Write emit_num in our language -- a function that prints an arbitrary i64 as decimal digits into the output buffer:
check(
\\var out_len: i64 = 0;
\\fn emit_byte(b: i64) i64 {
\\ store8(50000 + out_len, b);
\\ out_len = out_len + 1;
\\ return 0;
\\}
\\fn emit_num(n: i64) i64 {
\\ if (n < 0) {
\\ emit_byte(45);
\\ emit_num(0 - n);
\\ return 0;
\\ }
\\ if (n > 9) {
\\ emit_num(n / 10);
\\ }
\\ emit_byte(48 + n - n / 10 * 10);
\\ return 0;
\\}
\\emit_num(12345);
\\out_len
, 5);
Five bytes written: '1', '2', '3', '4', '5'. The function is recursive -- it divides by 10 to get the higher digits first, then emits the remainder. n - n / 10 * 10 is modulo without the % operator (which our language doesn't have, keeping things simple for the self-hosted compiler to handle).
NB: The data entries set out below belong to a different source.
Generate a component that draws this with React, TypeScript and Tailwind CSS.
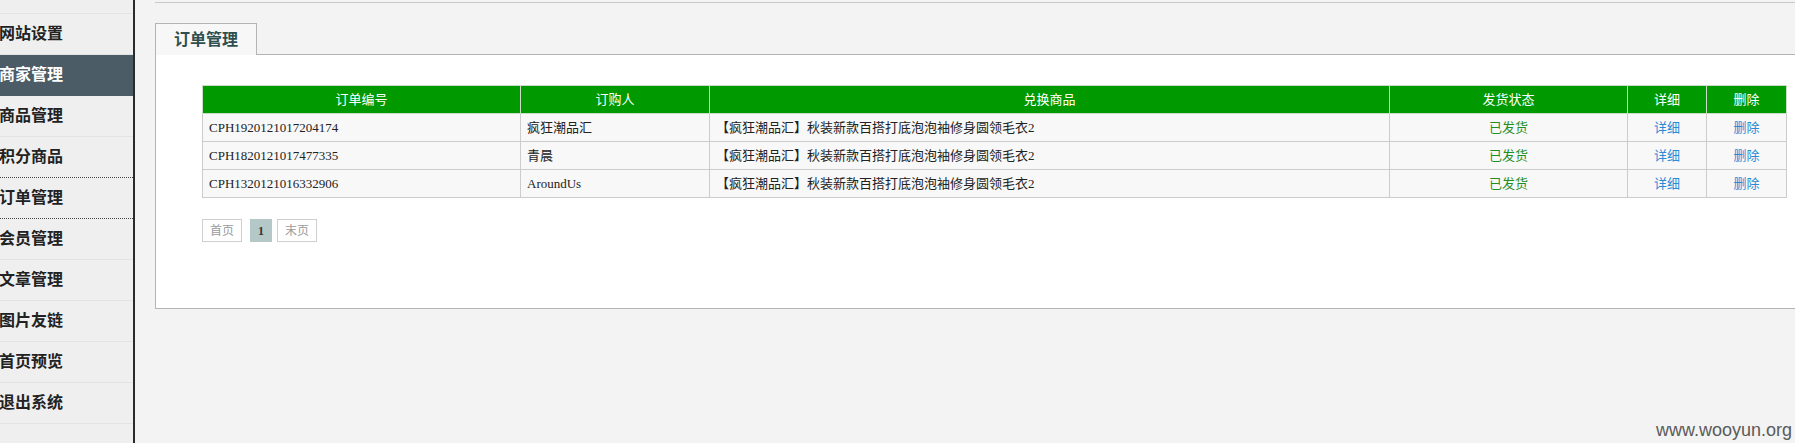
import React from "react";

const menu = [
    { label: "网站设置" },
    { label: "商家管理", active: true },
    { label: "商品管理" },
    { label: "积分商品", dotted: true },
    { label: "订单管理", dotted: true },
    { label: "会员管理" },
    { label: "文章管理" },
    { label: "图片友链" },
    { label: "首页预览" },
    { label: "退出系统" },
];

const orders = [
    { no: "CPH1920121017204174", buyer: "疯狂潮品汇" },
    { no: "CPH1820121017477335", buyer: "青晨" },
    { no: "CPH1320121016332906", buyer: "AroundUs" },
];

const product = "【疯狂潮品汇】秋装新款百搭打底泡泡袖修身圆领毛衣2";

function Sidebar() {
    return (
        <aside className="w-[135px] shrink-0 h-[443px] bg-[#efefef] border-r-2 border-[#2b2b2b] overflow-hidden">
            <div className="h-[14px] border-b border-[#e3e3e3]" />
            {menu.map((m) => (
                <div
                    key={m.label}
                    className={`h-[41px] flex items-center text-[16px] font-bold border-b ${
                        m.active
                            ? "bg-[#4b5c66] text-white border-[#4b5c66]"
                            : m.dotted
                            ? "text-[#222] border-dotted border-[#444]"
                            : "text-[#222] border-[#e3e3e3]"
                    }`}
                >
                    <span className="-ml-px">{m.label}</span>
                </div>
            ))}
        </aside>
    );
}

function Pager() {
    return (
        <div className="flex items-center mt-[21px] text-[12px]">
            <span className="w-[40px] h-[23px] border border-[#cfcfcf] text-[#9a9a9a] flex items-center justify-center">首页</span>
            <span className="ml-[8px] w-[22px] h-[23px] bg-[#b3c8c7] text-[#333] font-bold flex items-center justify-center font-['Liberation_Serif']">1</span>
            <span className="ml-[5px] w-[40px] h-[23px] border border-[#cfcfcf] text-[#9a9a9a] flex items-center justify-center">末页</span>
        </div>
    );
}

function OrderTable() {
    return (
        <table className="table-fixed border-collapse w-[1584px] text-[13px]">
            <colgroup>
                <col className="w-[318px]" />
                <col className="w-[189px]" />
                <col className="w-[680px]" />
                <col className="w-[238px]" />
                <col className="w-[79px]" />
                <col className="w-[80px]" />
            </colgroup>
            <thead>
                <tr className="h-[28px] bg-[#009900] text-white">
                    {["订单编号", "订购人", "兑换商品", "发货状态", "详细", "删除"].map((h) => (
                        <th key={h} className="font-normal border border-[#c9dcc9] text-center">
                            {h}
                        </th>
                    ))}
                </tr>
            </thead>
            <tbody>
                {orders.map((o) => (
                    <tr key={o.no} className="h-[28px] bg-[#f8f8f8] text-[#222]">
                        <td className="border border-[#cccccc] pl-[6px]">{o.no}</td>
                        <td className="border border-[#cccccc] pl-[6px]">{o.buyer}</td>
                        <td className="border border-[#cccccc] pl-[6px]">{product}</td>
                        <td className="border border-[#cccccc] text-center text-[#1f8f1f]">已发货</td>
                        <td className="border border-[#cccccc] text-center text-[#2a8ad6]">详细</td>
                        <td className="border border-[#cccccc] text-center text-[#2a8ad6]">删除</td>
                    </tr>
                ))}
            </tbody>
        </table>
    );
}

export default function App() {
    return (
        <div className="relative flex w-[1795px] h-[443px] overflow-hidden bg-[#f3f3f3] font-['Liberation_Serif','Noto_Sans_CJK_SC',serif]">
            <Sidebar />
            <main className="flex-1 min-w-0 pl-[20px]">
                <div className="mt-[2px] border-t border-[#c8c8c8]" />
                <div className="mt-[20px] relative z-10 -mb-px w-[102px] h-[32px] bg-[#f7f7f7] border border-b-0 border-[#b4b4b4] pl-[18px] flex items-center">
                    <span className="text-[16px] font-bold text-[#2f4f4f]">订单管理</span>
                </div>
                <div className="w-[1700px] h-[255px] bg-white border border-[#b4b4b4] pl-[46px] pt-[30px]">
                    <OrderTable />
                    <Pager />
                </div>
            </main>
            <div className="absolute right-[3px] bottom-[2px] text-[18px] leading-[22px] text-[#5a5a5a] font-['Liberation_Sans',sans-serif]">
                www.wooyun.org
            </div>
        </div>
    );
}
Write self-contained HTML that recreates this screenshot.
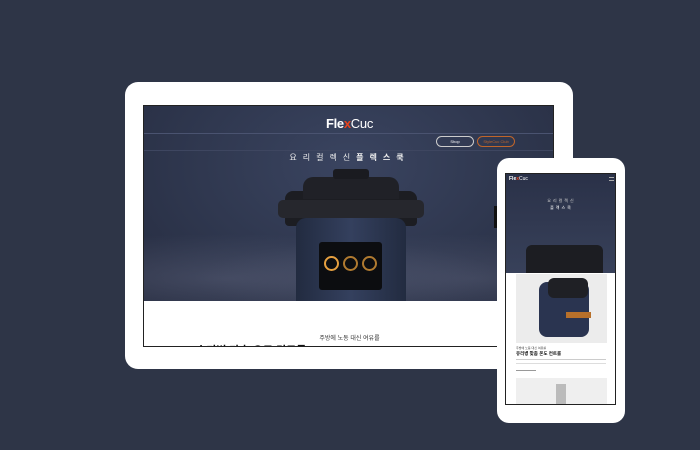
<!DOCTYPE html>
<html><head><meta charset="utf-8"><style>
*{margin:0;padding:0;box-sizing:border-box}
body{width:700px;height:450px;background:#2e3547;position:relative;overflow:hidden;font-family:"Liberation Sans","Noto Sans CJK KR",sans-serif}
.abs{position:absolute}
</style></head><body>
<!-- tablet -->
<div class="abs" style="left:125px;top:82px;width:448px;height:287px;background:#fff;border-radius:13px"></div>
<div class="abs" style="left:143px;top:105px;width:411px;height:242px;background:#fff;border:1px solid #222;overflow:hidden">
  <div class="abs" style="left:0;top:0;width:411px;height:195px;background:radial-gradient(ellipse at 50% 30%,#3a4460 0%,#2e364d 60%,#262c40 100%)"></div>
  <div class="abs" style="left:0;top:120px;width:411px;height:75px;background:radial-gradient(ellipse at 20% 70%,rgba(110,115,140,.35),transparent 60%),radial-gradient(ellipse at 80% 70%,rgba(110,115,140,.3),transparent 60%)"></div>
  <div class="abs" style="left:0;top:10px;width:411px;text-align:center;color:#fff;font-size:13px;font-weight:bold;letter-spacing:-0.3px">Fle<span style="color:#e8421c">x</span><span style="font-weight:normal">Cuc</span></div>
  <div class="abs" style="left:0;top:27px;width:411px;height:1px;background:#4a5370"></div>
  <div class="abs" style="left:0;top:44px;width:411px;height:1px;background:#3e4660"></div>
  <div class="abs" style="left:292px;top:30px;width:38px;height:11px;border:1px solid #ccc;border-radius:6px;color:#fff;font-size:4px;text-align:center;line-height:9px">Shop</div>
  <div class="abs" style="left:333px;top:30px;width:38px;height:11px;border:1px solid #c0652a;border-radius:6px;color:#c0652a;font-size:4px;text-align:center;line-height:9px">StyleCuc Club</div>
  <div class="abs" style="left:0;top:46px;width:411px;text-align:center;color:#eee;font-size:8px;letter-spacing:6px">요리컬렉신<b>플렉스쿡</b></div>
  <!-- cooker -->
  <div class="abs" style="left:141px;top:85px;width:132px;height:35px;background:#1c1d22;border-radius:8px 8px 4px 4px"></div>
  <div class="abs" style="left:159px;top:71px;width:96px;height:22px;background:#202127;border-radius:10px 10px 0 0"></div>
  <div class="abs" style="left:189px;top:63px;width:36px;height:10px;background:#1a1b20;border-radius:3px"></div>
  <div class="abs" style="left:134px;top:94px;width:146px;height:18px;background:#26272d;border-radius:5px"></div>
  <div class="abs" style="left:152px;top:112px;width:110px;height:85px;background:linear-gradient(90deg,#222b40,#34405e 50%,#222b40);border-radius:10px 10px 0 0"></div>
  <div class="abs" style="left:175px;top:136px;width:63px;height:48px;background:#0c0d10;border-radius:3px"></div>
  <div class="abs" style="left:180px;top:150px;width:15px;height:15px;border:2px solid #e6a040;border-radius:50%"></div>
  <div class="abs" style="left:199px;top:150px;width:15px;height:15px;border:2px solid #b07a30;border-radius:50%"></div>
  <div class="abs" style="left:218px;top:150px;width:15px;height:15px;border:2px solid #b07a30;border-radius:50%"></div>
  <div class="abs" style="left:0;top:195px;width:411px;height:47px;background:#fff"></div>
  <div class="abs" style="left:0;top:227px;width:411px;text-align:center;font-size:6px;color:#333">주방에 노동 대신 여유를</div>
  <div class="abs" style="left:52px;top:236px;width:200px;font-size:11px;font-weight:bold;color:#111">수키병 마추 요드 컨드룹</div>
</div>
<!-- phone -->
<div class="abs" style="left:497px;top:158px;width:128px;height:265px;background:#fff;border-radius:12px"></div>
<div class="abs" style="left:494px;top:206px;width:3px;height:22px;background:#111"></div>
<div class="abs" style="left:505px;top:173px;width:111px;height:232px;background:#fff;border:1px solid #222;overflow:hidden">
  <div class="abs" style="left:0;top:0;width:111px;height:99px;background:linear-gradient(#2a3148,#38415a)"></div>
  <div class="abs" style="left:3px;top:2px;color:#fff;font-size:5px;font-weight:bold">Fle<span style="color:#e8421c">x</span><span style="font-weight:normal">Cuc</span></div>
  <div class="abs" style="left:103px;top:3px;width:5px;height:4px;border-top:1px solid #aaa;border-bottom:1px solid #aaa"></div>
  <div class="abs" style="left:0;top:24px;width:111px;text-align:center;color:#ccc;font-size:4px;letter-spacing:2px">요리컬렉신</div>
  <div class="abs" style="left:0;top:31px;width:111px;text-align:center;color:#fff;font-size:4px;letter-spacing:2px">플렉스쿡</div>
  <div class="abs" style="left:20px;top:71px;width:77px;height:28px;background:#1c1d22;border-radius:6px 6px 0 0"></div>
  <div class="abs" style="left:10px;top:100px;width:91px;height:69px;background:#ececec"></div>
  <div class="abs" style="left:33px;top:108px;width:50px;height:55px;background:#2a3450;border-radius:8px"></div>
  <div class="abs" style="left:42px;top:104px;width:40px;height:20px;background:#1f2025;border-radius:6px"></div>
  <div class="abs" style="left:60px;top:138px;width:25px;height:6px;background:#b8702a"></div>
  <div class="abs" style="left:10px;top:172px;font-size:3px;color:#444">주방에 노동 대신 여유를</div>
  <div class="abs" style="left:10px;top:177px;font-size:4.5px;font-weight:bold;color:#111">유리병 맞춤 온도 컨트롤</div>
  <div class="abs" style="left:10px;top:185px;width:90px;height:5px;border-top:1px solid #ccc;border-bottom:1px solid #ddd"></div>
  <div class="abs" style="left:10px;top:196px;width:20px;height:1px;background:#999"></div>
  <div class="abs" style="left:10px;top:204px;width:91px;height:30px;background:#efefef"></div>
  <div class="abs" style="left:50px;top:210px;width:10px;height:20px;background:#bbb"></div>
</div>
</body></html>
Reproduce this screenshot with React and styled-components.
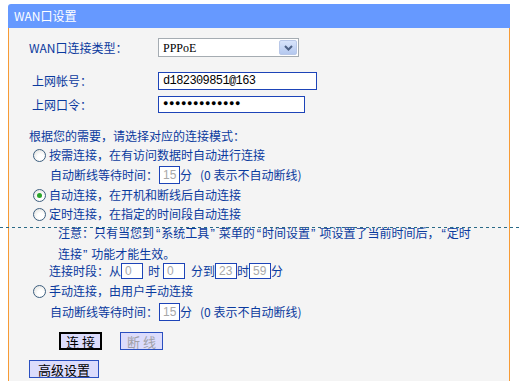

That's the last piece of the emit puzzle. emit_byte, emit_s, and emit_num -- in our language -- can write any WAT instruction the compiler produces.
We've crossed a threshold. The language now has everything the compiler needs:
| Compiler needs | Language feature |
|---------------|-----------------|
| Read source bytes | load8(addr) |
| Check character class | cur() >= 48 (is digit?) |
| Compare keywords | streq_mem(word, "var") |
| Write WAT output | emit_byte, emit_s, emit_num |
| Recursive descent | Functions with return |
| Track position | var pos: i64 = 0; |
| Skip/scan blocks | while with brace counting |
Every function in our Zig compiler -- c_factor, c_term, c_expression, c_stmt, c_program -- uses only these features. The translation from Zig to our language is mechanical: change the syntax, replace character literals with ASCII codes, use load8/store8 instead of array indexing.
The self-hosted compiler is within reach. It's a big program -- several hundred lines in our language -- but it's not a fundamentally different program. It's the same compiler we already wrote, in a different language. The one we built.